Sell used auto parts on eBay and Facebook automatically (without listing twice)
The two biggest channels for most dismantlers are eBay and Facebook Marketplace, and they reach different buyers - eBay’s national shippers and Facebook’s local cash buyers. The obvious move is to list on both. The reason most yards do not is the manual work and the double-sell risk. Automating it removes both. Here is how.
The manual version, and why it breaks
Done by hand, selling on both channels means:
- Entering the same part twice, with photos and details, in two different interfaces.
- Remembering to pull it from Facebook the moment it sells on eBay, and the reverse.
- Doing that while also pulling parts, packing orders, and intaking cars.
The double entry is tedious; the manual delisting is dangerous. A unique part that sells on eBay but stays live on Facebook for an hour is a double sale waiting to happen.
The automatic version
Automatic multichannel selling flips it:
- Catalog the part once - with fitment, photos, price, and condition.

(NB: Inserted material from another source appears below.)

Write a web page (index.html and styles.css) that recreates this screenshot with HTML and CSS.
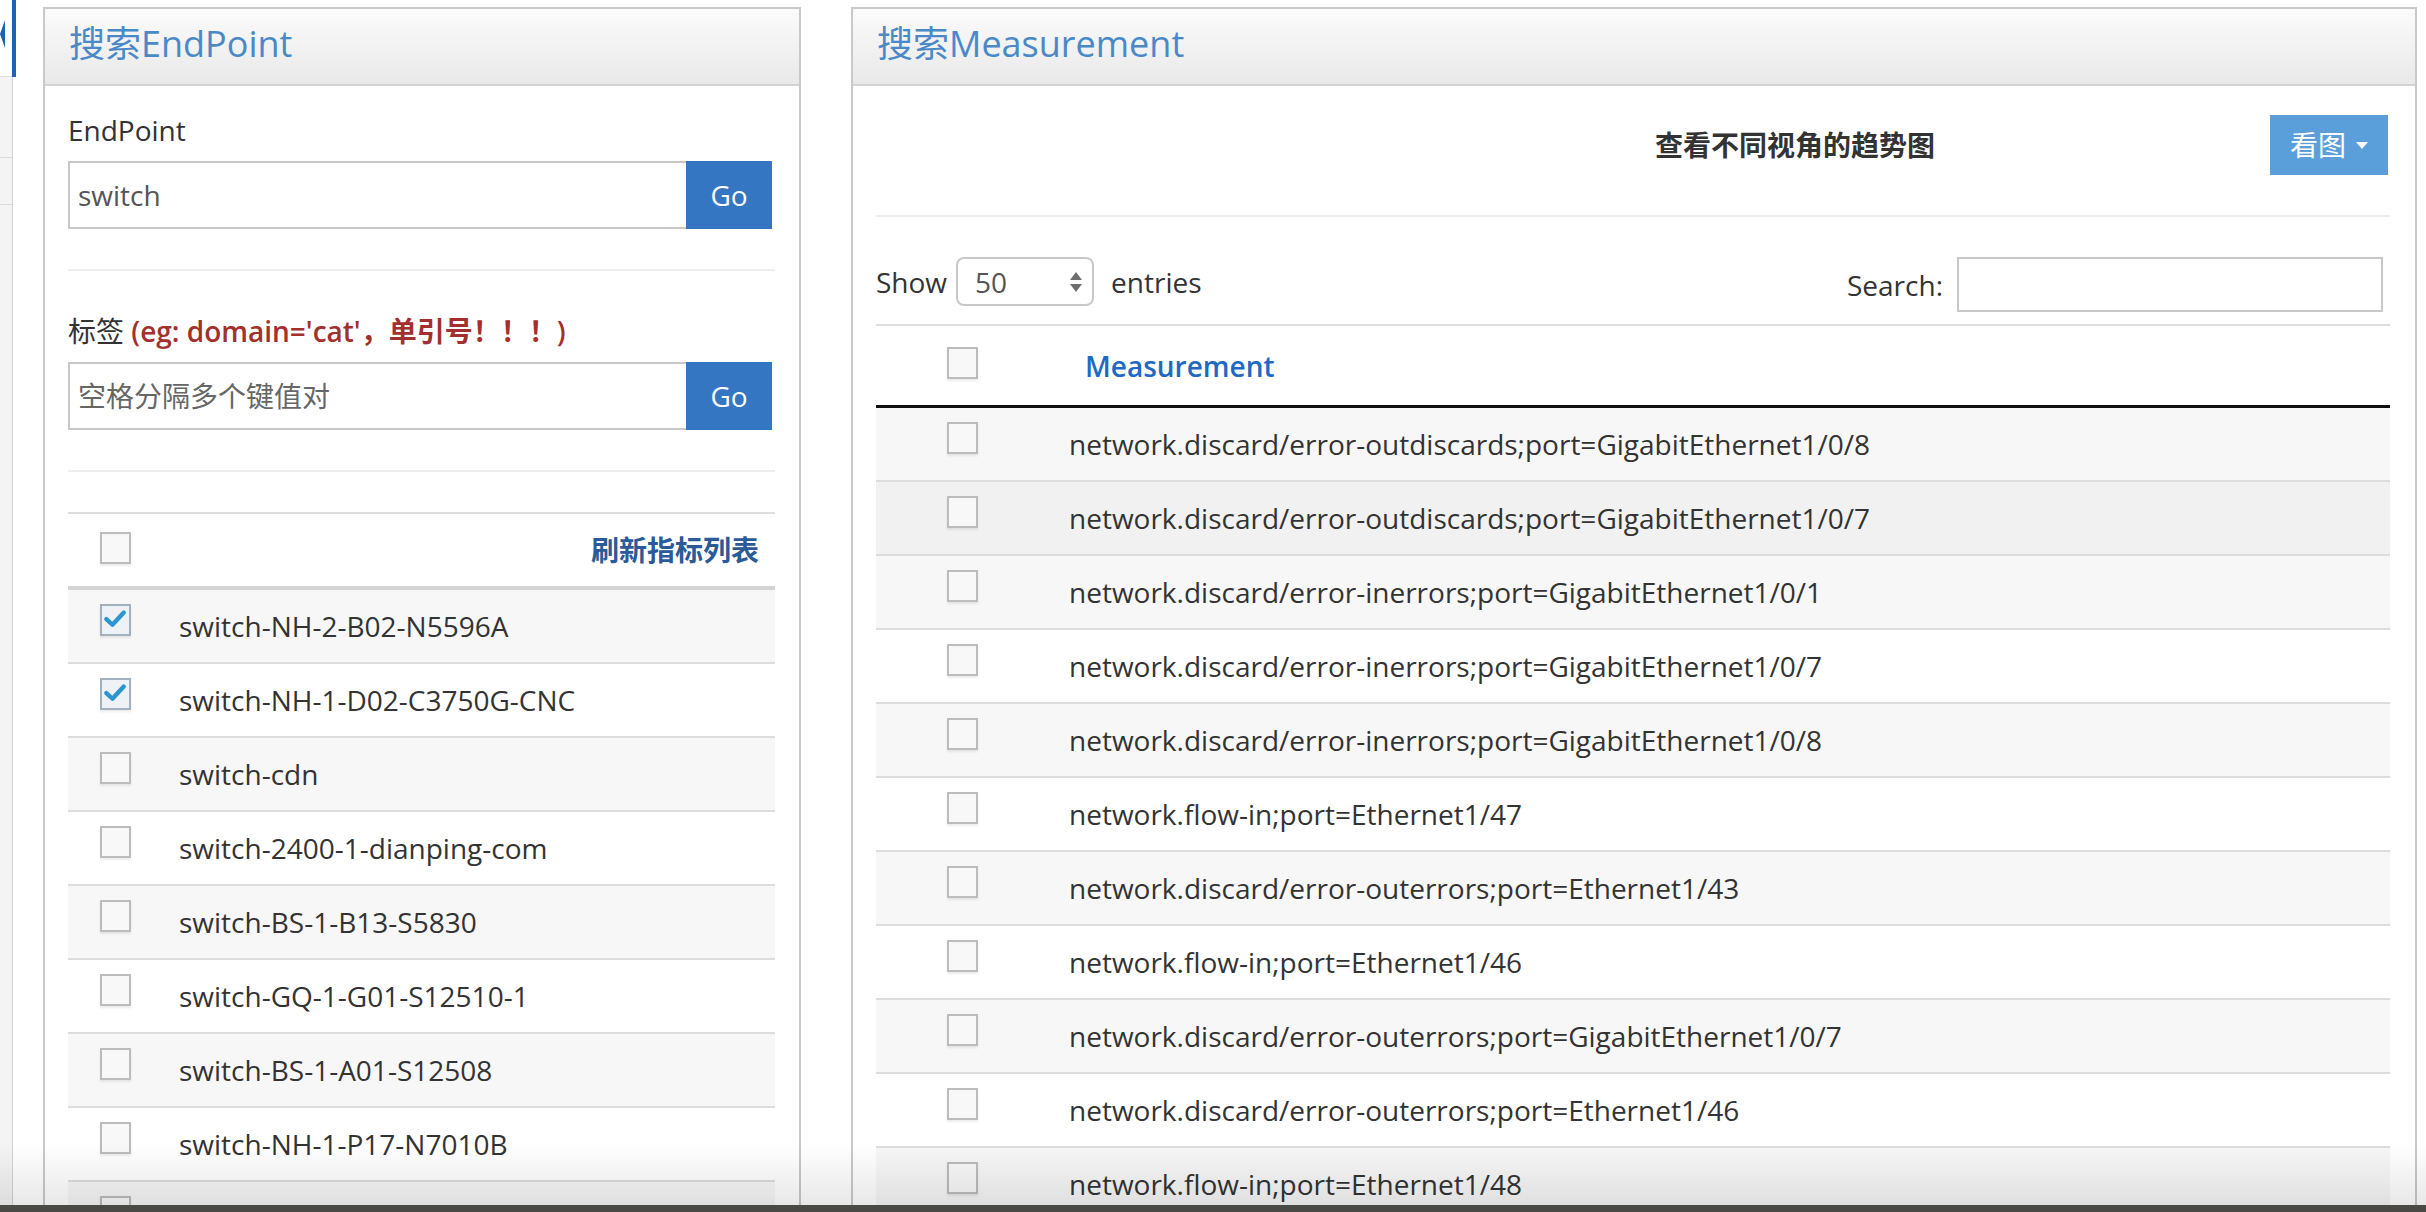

- List to eBay and Facebook from that one record, with eBay’s fitment and item specifics filled in automatically.
- Sell on either channel, and the part is removed from the other instantly.
One entry, two channels, zero double sales. You get eBay’s reach and Facebook’s local demand without the manual overhead or the risk.
Why the delisting half matters most
Anyone can push a listing to two sites. The hard, valuable part is the automatic removal the instant a part sells - especially for the quantity-of-one parts that make up most used inventory. That is what makes “list on both” safe instead of a faster way to double-sell.
What it changes for the business
- You actually use both channels instead of picking one to avoid the hassle.
- Parts get maximum exposure, so they sell faster.
- You stop losing refunds, fees, and ratings to double sales.
- You add channels as you grow without adding risk.